在这次面谈中,Kevin说的话比我说的要多,据说这就是面谈容易程度的风向标。一般公司面谈,都是考核性质的,考官问问题,应征者回答。不能说多了,免得留下碎嘴的嫌疑;不能说少了,“闷棍”不利于同事间交流合作;更不能说错了,被抓住辫子。一般公司面谈,本着“假设你有罪,而你要证明自己无辜”的原则(presumedguilty,untilprovedinnocent),都要派上几拨人员对应征者狂轰滥炸,看他如何招架,只要你露出蛛丝马迹,便前功尽弃。而只有披荆斩棘,过五关斩六将,知道如何兵来将挡、水来土掩者,才能最后脱颖而出。

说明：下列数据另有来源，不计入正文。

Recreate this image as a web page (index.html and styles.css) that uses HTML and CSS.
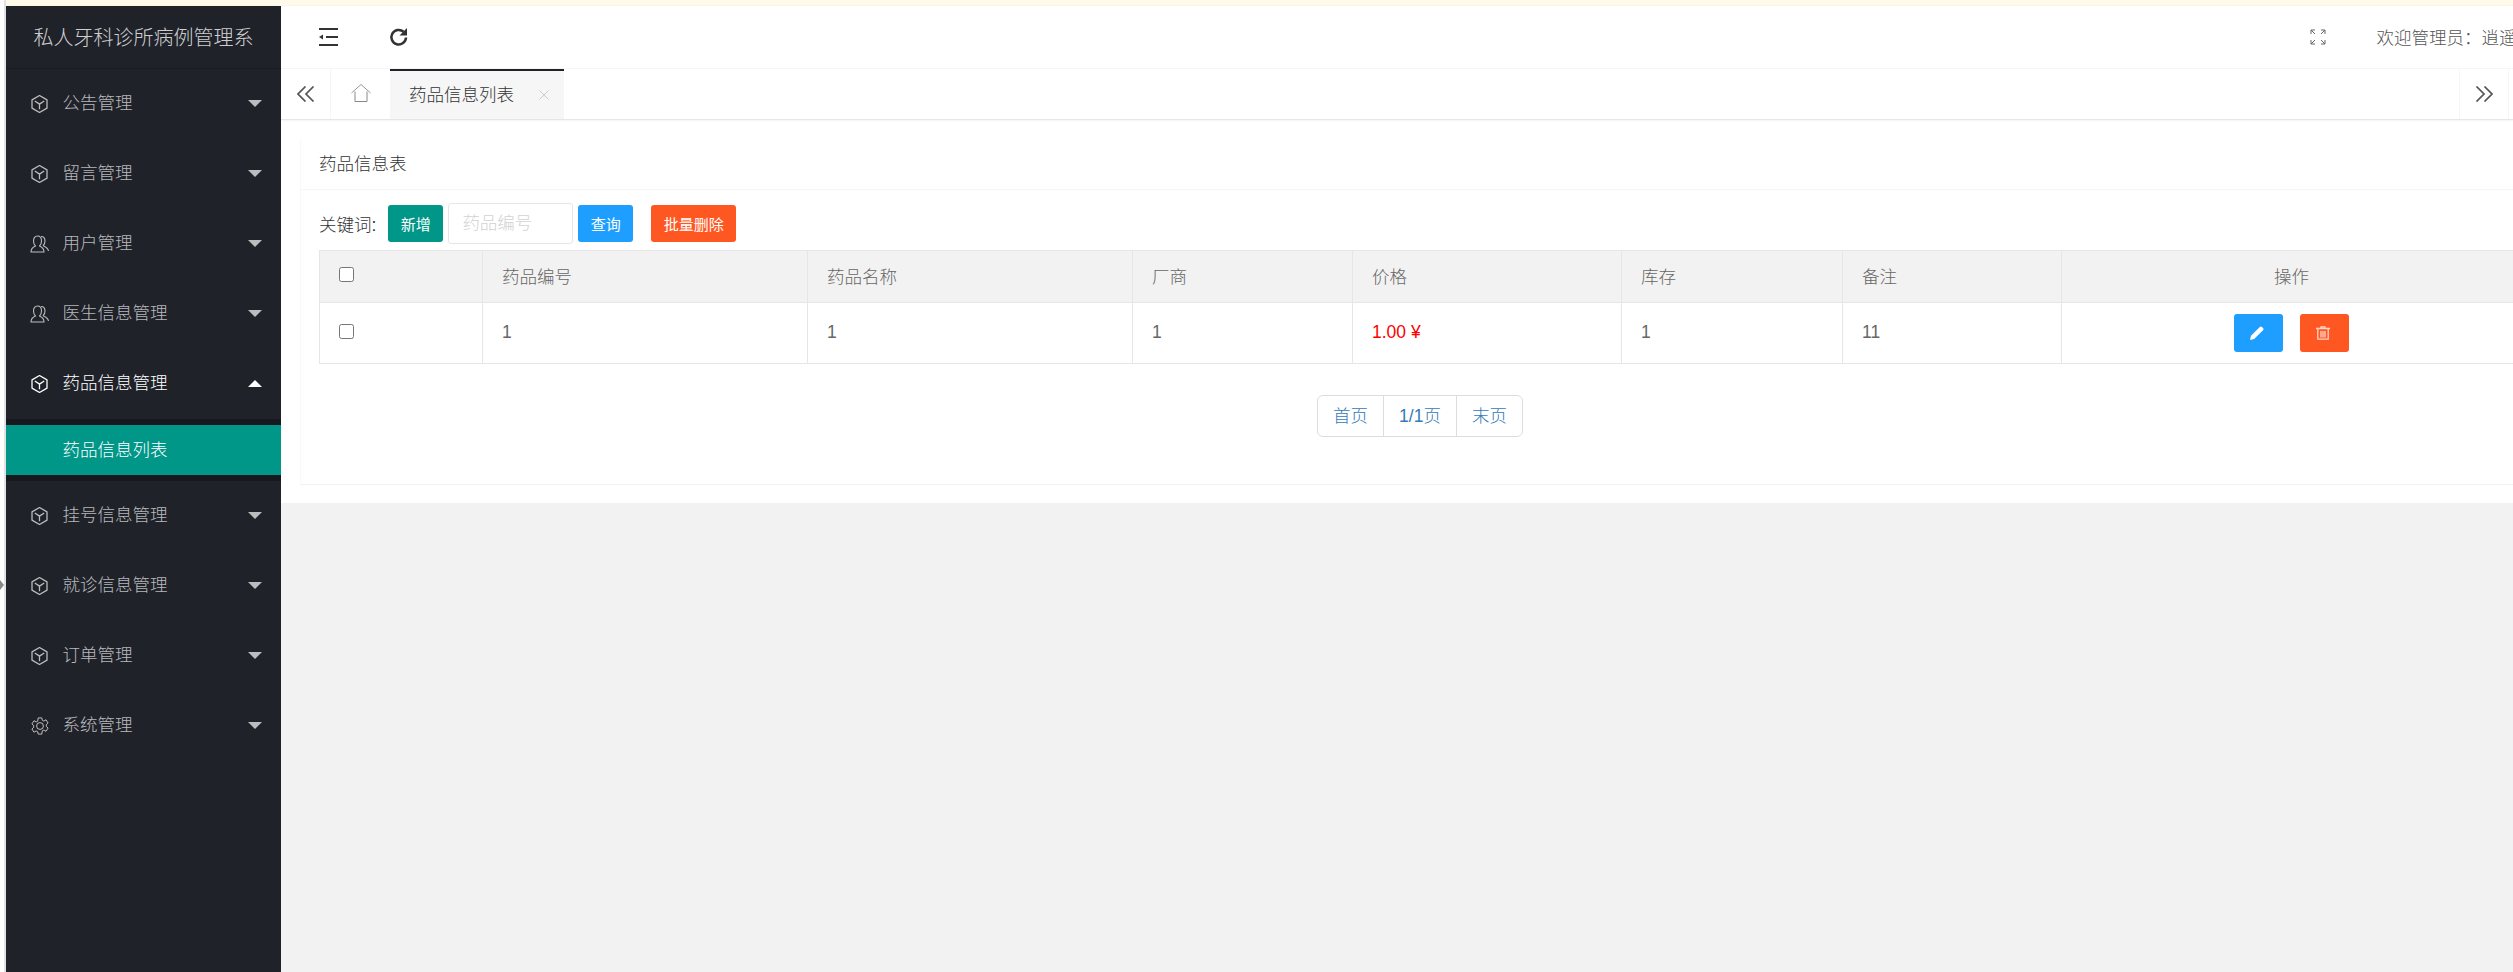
FILE: index.html
```html
<!DOCTYPE html>
<html lang="zh-CN">
<head>
<meta charset="utf-8">
<title>药品信息列表</title>
<link rel="stylesheet" href="styles.css">
</head>
<body>
<svg class="defs" aria-hidden="true">
  <symbol id="i-cube" viewBox="1.500 0.700 15 16.800"><path d="M9 1.200l7 4v7.800l-7 4-7-4V5.200zM4.600 6.300L9 9.200l4.400-2.900M9 9.200V14" fill="none" stroke="currentColor" stroke-width="1.200" stroke-linejoin="round"/></symbol>
  <symbol id="i-user" viewBox="0 0 20 18"><path d="M1 17c0-3.500 2-5 4.500-6C4 9.500 3.500 8 3.500 6 3.500 3 5 1 7.500 1s4 2 4 5c0 2-.5 3.500-2 5 2.500 1 4.500 2.500 4.500 6zM11 1.500c2.500 0 4 1.800 4 4.500 0 2-.6 3.400-1.800 4.700 2.300 1 4.800 2.300 5.300 5.300" fill="none" stroke="currentColor" stroke-width="1.100" stroke-linejoin="round"/></symbol>
  <symbol id="i-gear" viewBox="0 0 20 20"><path d="M8 1h4l.6 2.700 1.700.8 2.400-1.400 2.300 3.600-2 1.800v2l2 1.800-2.300 3.600-2.400-1.400-1.700.8L12 19H8l-.6-2.700-1.700-.8-2.400 1.400L1 13.300l2-1.800v-2L1 7.700l2.300-3.600 2.400 1.400 1.700-.8z" fill="none" stroke="currentColor" stroke-width="1.100" stroke-linejoin="round"/><circle cx="10" cy="10" r="3.800" fill="none" stroke="currentColor" stroke-width="1.100"/></symbol>
</svg>
<div class="topline"></div>
<div class="shell">
  <div class="edge"><span class="edge-arrow"></span></div>
  <aside class="side">
    <div class="logo">私人牙科诊所病例管理系</div>
    <nav class="menu">
      <a class="item"><svg class="mi"><use href="#i-cube"/></svg><span class="label">公告管理</span><i class="caret"></i></a>
      <a class="item"><svg class="mi"><use href="#i-cube"/></svg><span class="label">留言管理</span><i class="caret"></i></a>
      <a class="item"><svg class="mi mi-wide"><use href="#i-user"/></svg><span class="label">用户管理</span><i class="caret"></i></a>
      <a class="item"><svg class="mi mi-wide"><use href="#i-user"/></svg><span class="label">医生信息管理</span><i class="caret"></i></a>
      <a class="item open"><svg class="mi"><use href="#i-cube"/></svg><span class="label">药品信息管理</span><i class="caret up"></i></a>
      <div class="sub"><a class="sub-item">药品信息列表</a></div>
      <a class="item"><svg class="mi"><use href="#i-cube"/></svg><span class="label">挂号信息管理</span><i class="caret"></i></a>
      <a class="item"><svg class="mi"><use href="#i-cube"/></svg><span class="label">就诊信息管理</span><i class="caret"></i></a>
      <a class="item"><svg class="mi"><use href="#i-cube"/></svg><span class="label">订单管理</span><i class="caret"></i></a>
      <a class="item"><svg class="mi mi-wide"><use href="#i-gear"/></svg><span class="label">系统管理</span><i class="caret"></i></a>
    </nav>
  </aside>
  <main class="main">
    <header class="head">
      <svg class="hicon" viewBox="0 0 20 18" width="20" height="18"><path d="M0 1h19M7 9h12M0 17h19" stroke="#333" stroke-width="2" fill="none"/><path d="M0 9l4-2.600v5.200z" fill="#333"/></svg>
      <svg class="hicon refresh" viewBox="0 0 20 20" width="20" height="20"><path d="M17 10.500a7.300 7.300 0 1 1-2.400-5.700" stroke="#333" stroke-width="2.500" fill="none"/><path d="M18 1v7.500h-7.500z" fill="#333"/></svg>
      <span class="spacer"></span>
      <svg class="full" viewBox="0 0 16 16" width="16" height="16"><path d="M1 5V1h4M1 1l4 4M11 1h4v4M15 1l-4 4M1 11v4h4M1 15l4-4M15 11v4h-4M15 15l-4-4" stroke="#666" stroke-width="1" fill="none"/></svg>
      <span class="welcome">欢迎管理员：逍遥</span>
    </header>
    <div class="tabs">
      <button class="tab-btn"><svg viewBox="0 0 18 16" width="18" height="16"><path d="M8.500 0.500L1 8l7.500 7.500M16.500 0.500L9 8l7.500 7.500" fill="none" stroke="#555" stroke-width="1.700"/></svg></button>
      <div class="tab-home"><svg viewBox="0 0 20 18" width="20" height="18"><path d="M0.500 9L10 0.500 19.500 9" fill="none" stroke="#999" stroke-width="1"/><path d="M4 7.500V17.500h12V7.500" fill="none" stroke="#888" stroke-width="1"/></svg></div>
      <div class="tab-active"><span>药品信息列表</span><svg class="close" viewBox="0 0 10 10" width="10" height="10"><path d="M0.500 0.500l9 9M9.500 0.500l-9 9" stroke="#ccc" stroke-width="1"/></svg></div>
      <span class="spacer"></span>
      <button class="tab-btn tab-next"><svg viewBox="0 0 18 16" width="18" height="16"><path d="M1.500 0.500L9 8l-7.500 7.500M9.500 0.500L17 8l-7.500 7.500" fill="none" stroke="#555" stroke-width="1.700"/></svg></button>
    </div>
    <section class="content">
      <div class="card">
        <div class="card-title">药品信息表</div>
        <div class="card-body">
          <div class="toolbar">
            <label class="kw">关键词:</label>
            <button class="btn teal">新增</button>
            <input class="search" type="text" placeholder="药品编号">
            <button class="btn blue">查询</button>
            <button class="btn orange gap">批量删除</button>
          </div>
          <table class="grid">
            <colgroup><col class="c0"><col class="c1"><col class="c2"><col class="c3"><col class="c4"><col class="c5"><col class="c6"><col class="c7"></colgroup>
            <thead>
              <tr><th><input class="check" type="checkbox"></th><th>药品编号</th><th>药品名称</th><th>厂商</th><th>价格</th><th>库存</th><th>备注</th><th class="center">操作</th></tr>
            </thead>
            <tbody>
              <tr>
                <td><input class="check" type="checkbox"></td><td>1</td><td>1</td><td>1</td><td class="price">1.00 ¥</td><td>1</td><td>11</td>
                <td class="center">
                  <div class="ops">
                    <button class="op blue"><svg viewBox="0 0 14 14" width="14" height="14"><path d="M0 14l1-4.200L9.800 1a1.500 1.500 0 0 1 2.100 0l1.100 1.100a1.500 1.500 0 0 1 0 2.100L4.200 13z" fill="#fff"/></svg></button>
                    <button class="op orange"><svg viewBox="0 0 14 14" width="14" height="14"><path d="M0 2.500h14M5 2.300V.8h4v1.500M1.800 2.500v10.700h10.400V2.500M5 5v6.500M7 5v6.500M9 5v6.500" fill="none" stroke="#ffd5c8" stroke-width="1.300"/></svg></button>
                  </div>
                </td>
              </tr>
            </tbody>
          </table>
          <div class="pager"><div class="pages"><a class="pg p1">首页</a><a class="pg p2">1/1页</a><a class="pg p3">末页</a></div></div>
        </div>
      </div>
    </section>
    <div class="fill"></div>
  </main>
</div>
</body>
</html>
```
FILE: styles.css
```css
* { box-sizing: border-box; }
html, body { margin: 0; padding: 0; height: 100%; }
body {
  height: 972px;
  overflow: hidden;
  background: #fff;
  display: flex;
  flex-direction: column;
  font-family: "Liberation Sans", "Noto Sans CJK SC", sans-serif;
  font-size: 17.5px;
  font-weight: 300;
  color: #666;
}
.defs { display: none; }
.topline { height: 6px; flex: none; margin-left: 6px; background: #fffaea; border-bottom: 1px solid #fdf6e3; }
.shell { flex: 1; display: flex; min-height: 0; }
.edge { width: 6px; flex: none; background: #fff; border-right: 2px solid #e2e2e2; position: relative; margin-top: -6px; }
.edge-arrow { position: absolute; left: 0; top: 580px; border-left: 4px solid #888; border-top: 5px solid transparent; border-bottom: 5px solid transparent; }

.side { width: 275px; flex: none; background: #20222a; color: rgba(255,255,255,.7); }
.logo { height: 62px; padding-bottom: 1px; display: flex; align-items: center; justify-content: center; font-size: 20px; color: rgba(255,255,255,.8); box-shadow: 0 1px 0 rgba(0,0,0,.15); }
.menu { display: flex; flex-direction: column; }
.item { height: 70px; display: flex; align-items: center; padding-left: 25px; padding-right: 19px; }
.item.open { color: #fff; }
.mi { width: 17px; height: 18px; flex: none; margin-right: 14.5px; position: relative; top: 1px; }
.mi-wide { width: 20px; margin-left: -1px; margin-right: 12.5px; }
.label { flex: 1; padding-bottom: 3px; }
.caret { width: 0; height: 0; border-left: 7px solid transparent; border-right: 7px solid transparent; border-top: 7px solid rgba(255,255,255,.7); }
.caret.up { border-top: 0; border-bottom: 7px solid #fff; }
.sub { background: #17181d; padding: 6px 0; margin: 1px 0 -1px; }
.sub-item { height: 50px; padding: 0 0 4px 56.5px; display: flex; align-items: center; background: #009688; color: #fff; }

.main { flex: 1; min-width: 0; display: flex; flex-direction: column; overflow: hidden; background: #fff; }
.head { height: 63px; flex: none; display: flex; align-items: center; padding-left: 38px; border-bottom: 1px solid #f6f6f6; }
.hicon { flex: none; }
.refresh { margin-left: 50px; }
.spacer { flex: 1; }
.full { flex: none; margin-right: 51px; }
.welcome { flex: none; width: 136.500px; padding-bottom: 2px; white-space: nowrap; overflow: hidden; color: #555; }

.tabs { height: 51px; flex: none; display: flex; align-items: stretch; border-bottom: 1px solid #e6e6e6; box-shadow: 0 1px 2px rgba(0,0,0,.05); position: relative; }
.tab-btn { width: 50px; flex: none; padding: 0; background: #fff; border: 0; border-right: 1px solid #f6f6f6; display: flex; align-items: center; justify-content: center; }
.tab-home { width: 59px; flex: none; padding-bottom: 2px; display: flex; align-items: center; justify-content: center; }
.tab-active { width: 174px; flex: none; display: flex; align-items: center; padding-left: 19px; background: #f6f6f6; border-top: 2px solid #20222a; color: #333; }
.tab-active span { flex: 1; padding-bottom: 4px; }
.close { flex: none; margin-right: 15px; }
.tab-next { border-right: 1px solid #f6f6f6; border-left: 1px solid #f6f6f6; margin-right: 4px; width: 50px; }

.content { flex: none; padding: 20px 0 18px 19px; background: #fff; }
.card { width: 2300px; height: 345px; border-left: 1px solid #f8f8f8; border-bottom: 1px solid #f2f2f2; }
.card-title { height: 50px; padding: 0 0 4px 18px; display: flex; align-items: center; color: #333; border-bottom: 1px solid #f6f6f6; }
.card-body { padding: 13px 0 0 18px; }
.toolbar { display: flex; align-items: center; height: 41px; margin-bottom: 6px; color: #333; }
.kw { margin-right: 12px; }
.btn { height: 37px; width: 55px; padding: 0 0 1px; border: 0; border-radius: 3px; color: #fff; font: inherit; font-size: 15px; font-weight: 400; }
.teal { background: #009688; }
.blue { background: #1e9fff; }
.orange { background: #ff5722; }
.btn.gap { margin-left: 18px; width: 85px; }
.search { width: 125px; height: 41px; margin: 0 5px; padding: 0 13px; border: 1px solid #e6e6e6; border-radius: 3px; font: inherit; background: #fff; outline: 0; }
.search::placeholder { color: #d2d2d2; opacity: 1; }

.grid { width: 2202px; table-layout: fixed; border-collapse: collapse; }
.c0 { width: 163px; } .c1 { width: 325px; } .c2 { width: 325px; } .c3 { width: 220px; }
.c4 { width: 269px; } .c5 { width: 221px; } .c6 { width: 219px; } .c7 { width: 460px; }
.grid th, .grid td { border: 1px solid #e6e6e6; padding: 0 19px 2px; text-align: left; font-weight: 300; color: #666; }
.grid th { height: 52px; background: #f2f2f2; padding-bottom: 3px; }
.grid td { height: 61px; }
.grid td.center { padding-bottom: 0; }
.grid .center { text-align: center; }
.grid .price { color: #f00; font-weight: 400; }
.check { width: 15px; height: 15px; margin: 0; vertical-align: middle; position: relative; top: -1px; }
.ops { display: flex; justify-content: center; gap: 17px; }
.op { width: 49px; height: 38px; padding: 0 3px 0 0; border: 0; border-radius: 3px; display: flex; align-items: center; justify-content: center; }

.pager { display: flex; justify-content: center; width: 2202px; margin-top: 31px; }
.pages { display: flex; height: 42px; border: 1px solid #ddd; border-radius: 6px; color: #337ab7; }
.pg { padding-bottom: 3px; display: flex; align-items: center; justify-content: center; }
.p1 { width: 66px; border-right: 1px solid #ddd; }
.p2 { width: 73px; border-right: 1px solid #ddd; }
.p3 { width: 65px; }
.fill { flex: 1; background: #f2f2f2; }
```
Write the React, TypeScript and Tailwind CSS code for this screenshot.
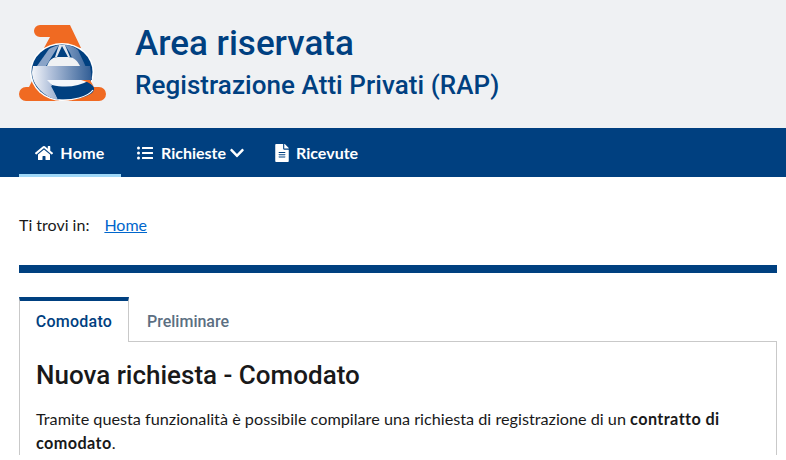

所以,Kevin说的比我要多,说明他不是在考我,而只是想了解我,有个沟通。
接下来,Kevin安排我去见研究部的一个经济学家,是属于上面提到过的那种能文能武、骁勇善战的主。我想Kevin是想让他来好好考考我的真实功底。但两个经济学家对话,“心有灵犀一点通”。我同他解释我做过的研究课题及我的志向,不用多费口舌,他便清楚了我的底细。接下来,我们花很多时间谈别的事。他对我投身金融界报以赞同;他对近年来经济学原则、理论,入侵社会学、人类学、政治学、心理学等领域拍手称快;他向我介绍了他协助银行监管做的项目,说华尔街可以把风险模型做到非常艰深细腻的地步,譬如,计量经济的最新研究成果ARCH,GARCH模型,不单被搬到需要精密计算的产品定价模型上,还被搬到了线条比较粗犷的风险管理模型上。到最后,也是他说的话比我说的要多。
两周后的第二轮面谈晋级到高一层领导班子:ChristineCumming和风险评估组的前任主管Brian。在Christine的办公室里,我同Brian先谈。他在纽约联储口碑甚好,是公认的好领导,也是Christine一手提拔起来的,原先在银行界呆过多年。他也没有考我,没有问任何棘手的问题。倒是他提了一个要求让我觉得很诧异,他说:“希望你在纽约联储,最起码待够两年。”因为我有个适应工作的过程,他们也有培训我的职责,他不希望我“风华正茂”的时候,便立马跳槽,另谋高就。我也老老实实地说:“我觉得很惊讶,这个要求对我来说算不了什么。我是从学校出来的,教授们在学校里一呆就是好几年,甚至一辈子。”